Aim of the exercise
Transcribe the listing in full, excluding any pictures.
##############################
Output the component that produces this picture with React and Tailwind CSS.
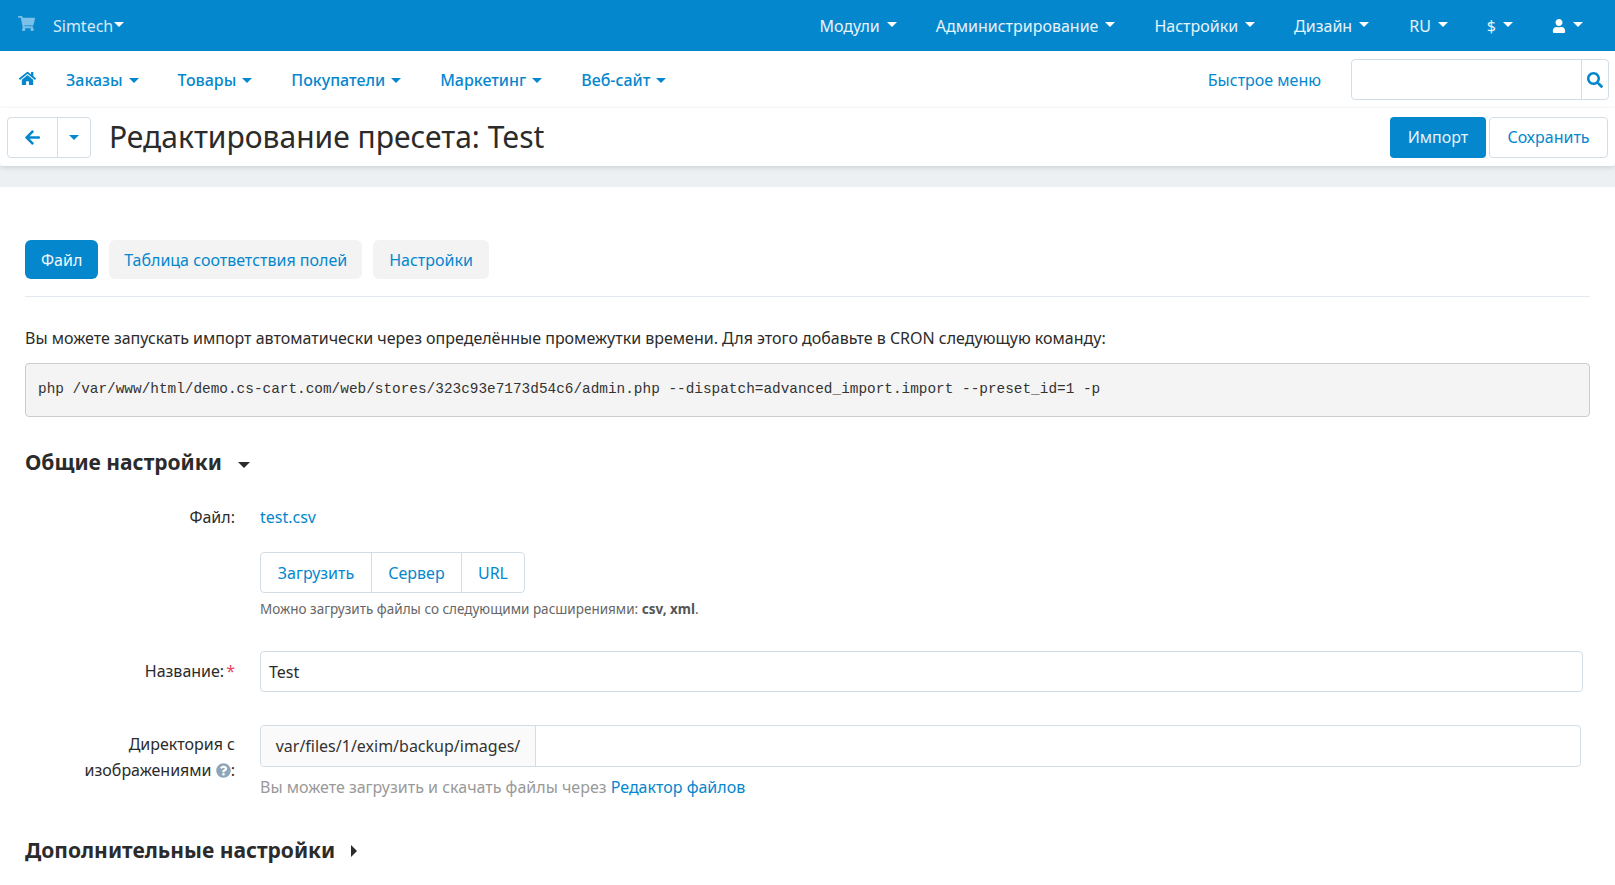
import React from "react";
import { FaShoppingCart, FaHome, FaArrowLeft, FaSearch, FaUser, FaQuestionCircle } from "react-icons/fa";

const Down = ({ className = "" }) => (
  <span className={`inline-block w-0 h-0 border-x-[5px] border-x-transparent border-t-[5px] border-t-current ${className}`} />
);

const Top = ({ children, ml }) => (
  <span className={`flex items-center text-[16px] text-[#e6f3fa] ${ml}`}>
    {children}
    <Down className="ml-[7px] -mt-[3px] text-white" />
  </span>
);
const Nav = ({ children, ml }) => (
  <span className={`flex items-center text-[16px] font-medium text-[#0587cd] ${ml}`}>
    {children}
    <Down className="ml-[6px] mt-[1px]" />
  </span>
);

export default function App() {
  return (
    <div className="h-[885px] overflow-hidden bg-white text-[#2b2b2b] font-['Noto_Sans','Open_Sans',sans-serif]">
      <header className="h-[51px] bg-[#0587cd] flex items-center pl-[18px] pr-[32px]">
        <FaShoppingCart className="text-[#7cc0e8] text-[17px] -mt-[5px]" />
        <span className="ml-[18px] text-[16px] text-[#d5eaf7]">Simtech</span>
        <Down className="ml-[1px] -mt-[3px] text-white" />
        <div className="ml-auto flex items-center">
          <Top>Модули</Top>
          <Top ml="ml-[39px]">Администрирование</Top>
          <Top ml="ml-[39px]">Настройки</Top>
          <Top ml="ml-[39px]">Дизайн</Top>
          <Top ml="ml-[40px]">RU</Top>
          <Top ml="ml-[39px]">$</Top>
          <span className="ml-[39px] flex items-center text-white">
            <FaUser className="text-[14px]" />
            <Down className="ml-[7px] -mt-[3px]" />
          </span>
        </div>
      </header>

      <nav className="h-[57px] flex items-center pl-[19px] pr-[6px]">
        <FaHome className="text-[#0587cd] text-[17px] -mt-[2px]" />
        <Nav ml="ml-[30px]">Заказы</Nav>
        <Nav ml="ml-[39px]">Товары</Nav>
        <Nav ml="ml-[39px]">Покупатели</Nav>
        <Nav ml="ml-[39px]">Маркетинг</Nav>
        <Nav ml="ml-[39px]">Веб-сайт</Nav>
        <span className="ml-auto text-[16px] text-[#0587cd]">Быстрое меню</span>
        <div className="ml-[30px] flex h-[41px] w-[258px] rounded-[4px] border border-[#d3dde6]">
          <div className="flex-1" />
          <div className="w-[26px] border-l border-[#d3dde6] box-content pl-[0px] flex items-center justify-center">
            <FaSearch className="text-[#0587cd] text-[16px]" />
          </div>
        </div>
      </nav>

      <div className="h-[58px] flex items-center pl-[7px] pr-[7px] bg-white rounded-b-[4px] relative shadow-[0_2px_5px_rgba(0,0,0,0.12),0_-1px_2px_rgba(0,0,0,0.02)]">
        <div className="flex h-[41px] rounded-[4px] border border-[#d3dde6]">
          <div className="w-[50px] flex items-center justify-center border-r border-[#d3dde6]">
            <FaArrowLeft className="text-[#0587cd] text-[17px]" />
          </div>
          <div className="w-[32px] flex items-center justify-center">
            <Down className="text-[#0587cd]" />
          </div>
        </div>
        <h1 className="ml-[18px] text-[30px] leading-[40px] text-[#2b2b2b] -mt-[1px]">Редактирование пресета: Test</h1>
        <button className="ml-auto h-[41px] w-[96px] rounded-[4px] bg-[#0587cd] text-[16px] text-[#e6f3fa]">Импорт</button>
        <button className="ml-[3px] h-[41px] w-[119px] rounded-[4px] border border-[#d3dde6] text-[16px] text-[#0587cd]">Сохранить</button>
      </div>

      <div className="h-[21px] bg-[#edf0f3]" />

      <main className="px-[25px]">
        <div className="pt-[53px] pb-[17px] border-b border-[#e3e9f0] flex gap-[11px] text-[16px]">
          <span className="h-[39px] px-[16px] flex items-center rounded-[6px] bg-[#0587cd] text-[#f0f8fc]">Файл</span>
          <span className="h-[39px] px-[15px] flex items-center rounded-[6px] bg-[#f3f3f3] text-[#0587cd]">Таблица соответствия полей</span>
          <span className="h-[39px] px-[16px] flex items-center rounded-[6px] bg-[#f3f3f3] text-[#0587cd]">Настройки</span>
        </div>

        <p className="mt-[29px] text-[16px] leading-[24px]">Вы можете запускать импорт автоматически через определённые промежутки времени. Для этого добавьте в CRON следующую команду:</p>

        <pre className="mt-[13px] h-[54px] flex items-center px-[12px] rounded-[4px] bg-[#f4f4f4] border border-[#ccc] font-['Liberation_Mono',monospace] text-[14.4px] text-[#333]">php /var/www/html/demo.cs-cart.com/web/stores/323c93e7173d54c6/admin.php --dispatch=advanced_import.import --preset_id=1 -p</pre>

        <h2 className="mt-[30px] h-[32px] flex items-center text-[21px] font-bold text-[#2b2b2b]">
          Общие настройки
          <Down className="ml-[16px] mt-[3px] border-x-[6px] border-t-[6px]" />
        </h2>

        <div className="mt-[26px] flex items-center h-[24px] text-[16px]">
          <span className="w-[210px] text-right">Файл:</span>
          <span className="ml-[25px] text-[#0587cd]">test.csv</span>
        </div>

        <div className="mt-[23px] ml-[235px]">
          <div className="inline-flex h-[41px] rounded-[4px] border border-[#d3dde6] text-[16px] text-[#0587cd]">
            <span className="w-[111px] flex items-center justify-center border-r border-[#d3dde6]">Загрузить</span>
            <span className="w-[90px] flex items-center justify-center border-r border-[#d3dde6]">Сервер</span>
            <span className="w-[62px] flex items-center justify-center">URL</span>
          </div>
          <p className="mt-[5px] text-[13.5px] leading-[22px] text-[#666]">
            Можно загрузить файлы со следующими расширениями: <b className="text-[#555]">csv, xml</b>.
          </p>
        </div>

        <div className="mt-[31px] flex items-center text-[16px]">
          <span className="w-[210px] text-right -mt-[2px]">
            Название:<span className="text-[#ef4060] ml-[2px]">*</span>
          </span>
          <div className="ml-[25px] w-[1323px] h-[41px] flex items-center px-[8px] rounded-[4px] border border-[#d3dde6]">Test</div>
        </div>

        <div className="mt-[33px] flex items-start text-[16px]">
          <span className="w-[210px] text-right leading-[26px] pt-[6px]">
            Директория с изображениями <FaQuestionCircle className="inline text-[#8fa6b8] text-[15px] -mt-[3px]" />:
          </span>
          <div className="ml-[25px]">
            <div className="w-[1321px] h-[42px] flex rounded-[4px] border border-[#d3dde6]">
              <span className="w-[275px] flex items-center justify-center bg-[#fafafa] border-r border-[#d3dde6] rounded-l-[4px] text-[#333] whitespace-nowrap">var/files/1/exim/backup/images/</span>
            </div>
            <p className="mt-[9px] leading-[22px] text-[#999]">
              Вы можете загрузить и скачать файлы через <span className="text-[#0587cd]">Редактор файлов</span>
            </p>
          </div>
        </div>

        <h2 className="mt-[37px] h-[32px] flex items-center text-[21px] font-bold text-[#2b2b2b]">
          Дополнительные настройки
          <span className="ml-[16px] inline-block w-0 h-0 border-y-[6px] border-y-transparent border-l-[6px] border-l-current" />
        </h2>
      </main>
    </div>
  );
}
##############################
Problem solution
Output the component that produces this picture with React and Tailwind CSS.
import React from "react";
import { FaShoppingCart, FaHome, FaArrowLeft, FaSearch, FaUser, FaQuestionCircle } from "react-icons/fa";

const Down = ({ className = "" }) => (
  <span className={`inline-block w-0 h-0 border-x-[5px] border-x-transparent border-t-[5px] border-t-current ${className}`} />
);

const Top = ({ children, ml }) => (
  <span className={`flex items-center text-[16px] text-[#e6f3fa] ${ml}`}>
    {children}
    <Down className="ml-[7px] -mt-[3px] text-white" />
  </span>
);
const Nav = ({ children, ml }) => (
  <span className={`flex items-center text-[16px] font-medium text-[#0587cd] ${ml}`}>
    {children}
    <Down className="ml-[6px] mt-[1px]" />
  </span>
);

export default function App() {
  return (
    <div className="h-[885px] overflow-hidden bg-white text-[#2b2b2b] font-['Noto_Sans','Open_Sans',sans-serif]">
      <header className="h-[51px] bg-[#0587cd] flex items-center pl-[18px] pr-[32px]">
        <FaShoppingCart className="text-[#7cc0e8] text-[17px] -mt-[5px]" />
        <span className="ml-[18px] text-[16px] text-[#d5eaf7]">Simtech</span>
        <Down className="ml-[1px] -mt-[3px] text-white" />
        <div className="ml-auto flex items-center">
          <Top>Модули</Top>
          <Top ml="ml-[39px]">Администрирование</Top>
          <Top ml="ml-[39px]">Настройки</Top>
          <Top ml="ml-[39px]">Дизайн</Top>
          <Top ml="ml-[40px]">RU</Top>
          <Top ml="ml-[39px]">$</Top>
          <span className="ml-[39px] flex items-center text-white">
            <FaUser className="text-[14px]" />
            <Down className="ml-[7px] -mt-[3px]" />
          </span>
        </div>
      </header>

      <nav className="h-[57px] flex items-center pl-[19px] pr-[6px]">
        <FaHome className="text-[#0587cd] text-[17px] -mt-[2px]" />
        <Nav ml="ml-[30px]">Заказы</Nav>
        <Nav ml="ml-[39px]">Товары</Nav>
        <Nav ml="ml-[39px]">Покупатели</Nav>
        <Nav ml="ml-[39px]">Маркетинг</Nav>
        <Nav ml="ml-[39px]">Веб-сайт</Nav>
        <span className="ml-auto text-[16px] text-[#0587cd]">Быстрое меню</span>
        <div className="ml-[30px] flex h-[41px] w-[258px] rounded-[4px] border border-[#d3dde6]">
          <div className="flex-1" />
          <div className="w-[26px] border-l border-[#d3dde6] box-content pl-[0px] flex items-center justify-center">
            <FaSearch className="text-[#0587cd] text-[16px]" />
          </div>
        </div>
      </nav>

      <div className="h-[58px] flex items-center pl-[7px] pr-[7px] bg-white rounded-b-[4px] relative shadow-[0_2px_5px_rgba(0,0,0,0.12),0_-1px_2px_rgba(0,0,0,0.02)]">
        <div className="flex h-[41px] rounded-[4px] border border-[#d3dde6]">
          <div className="w-[50px] flex items-center justify-center border-r border-[#d3dde6]">
            <FaArrowLeft className="text-[#0587cd] text-[17px]" />
          </div>
          <div className="w-[32px] flex items-center justify-center">
            <Down className="text-[#0587cd]" />
          </div>
        </div>
        <h1 className="ml-[18px] text-[30px] leading-[40px] text-[#2b2b2b] -mt-[1px]">Редактирование пресета: Test</h1>
        <button className="ml-auto h-[41px] w-[96px] rounded-[4px] bg-[#0587cd] text-[16px] text-[#e6f3fa]">Импорт</button>
        <button className="ml-[3px] h-[41px] w-[119px] rounded-[4px] border border-[#d3dde6] text-[16px] text-[#0587cd]">Сохранить</button>
      </div>

      <div className="h-[21px] bg-[#edf0f3]" />

      <main className="px-[25px]">
        <div className="pt-[53px] pb-[17px] border-b border-[#e3e9f0] flex gap-[11px] text-[16px]">
          <span className="h-[39px] px-[16px] flex items-center rounded-[6px] bg-[#0587cd] text-[#f0f8fc]">Файл</span>
          <span className="h-[39px] px-[15px] flex items-center rounded-[6px] bg-[#f3f3f3] text-[#0587cd]">Таблица соответствия полей</span>
          <span className="h-[39px] px-[16px] flex items-center rounded-[6px] bg-[#f3f3f3] text-[#0587cd]">Настройки</span>
        </div>

        <p className="mt-[29px] text-[16px] leading-[24px]">Вы можете запускать импорт автоматически через определённые промежутки времени. Для этого добавьте в CRON следующую команду:</p>

        <pre className="mt-[13px] h-[54px] flex items-center px-[12px] rounded-[4px] bg-[#f4f4f4] border border-[#ccc] font-['Liberation_Mono',monospace] text-[14.4px] text-[#333]">php /var/www/html/demo.cs-cart.com/web/stores/323c93e7173d54c6/admin.php --dispatch=advanced_import.import --preset_id=1 -p</pre>

        <h2 className="mt-[30px] h-[32px] flex items-center text-[21px] font-bold text-[#2b2b2b]">
          Общие настройки
          <Down className="ml-[16px] mt-[3px] border-x-[6px] border-t-[6px]" />
        </h2>

        <div className="mt-[26px] flex items-center h-[24px] text-[16px]">
          <span className="w-[210px] text-right">Файл:</span>
          <span className="ml-[25px] text-[#0587cd]">test.csv</span>
        </div>

        <div className="mt-[23px] ml-[235px]">
          <div className="inline-flex h-[41px] rounded-[4px] border border-[#d3dde6] text-[16px] text-[#0587cd]">
            <span className="w-[111px] flex items-center justify-center border-r border-[#d3dde6]">Загрузить</span>
            <span className="w-[90px] flex items-center justify-center border-r border-[#d3dde6]">Сервер</span>
            <span className="w-[62px] flex items-center justify-center">URL</span>
          </div>
          <p className="mt-[5px] text-[13.5px] leading-[22px] text-[#666]">
            Можно загрузить файлы со следующими расширениями: <b className="text-[#555]">csv, xml</b>.
          </p>
        </div>

        <div className="mt-[31px] flex items-center text-[16px]">
          <span className="w-[210px] text-right -mt-[2px]">
            Название:<span className="text-[#ef4060] ml-[2px]">*</span>
          </span>
          <div className="ml-[25px] w-[1323px] h-[41px] flex items-center px-[8px] rounded-[4px] border border-[#d3dde6]">Test</div>
        </div>

        <div className="mt-[33px] flex items-start text-[16px]">
          <span className="w-[210px] text-right leading-[26px] pt-[6px]">
            Директория с изображениями <FaQuestionCircle className="inline text-[#8fa6b8] text-[15px] -mt-[3px]" />:
          </span>
          <div className="ml-[25px]">
            <div className="w-[1321px] h-[42px] flex rounded-[4px] border border-[#d3dde6]">
              <span className="w-[275px] flex items-center justify-center bg-[#fafafa] border-r border-[#d3dde6] rounded-l-[4px] text-[#333] whitespace-nowrap">var/files/1/exim/backup/images/</span>
            </div>
            <p className="mt-[9px] leading-[22px] text-[#999]">
              Вы можете загрузить и скачать файлы через <span className="text-[#0587cd]">Редактор файлов</span>
            </p>
          </div>
        </div>

        <h2 className="mt-[37px] h-[32px] flex items-center text-[21px] font-bold text-[#2b2b2b]">
          Дополнительные настройки
          <span className="ml-[16px] inline-block w-0 h-0 border-y-[6px] border-y-transparent border-l-[6px] border-l-current" />
        </h2>
      </main>
    </div>
  );
}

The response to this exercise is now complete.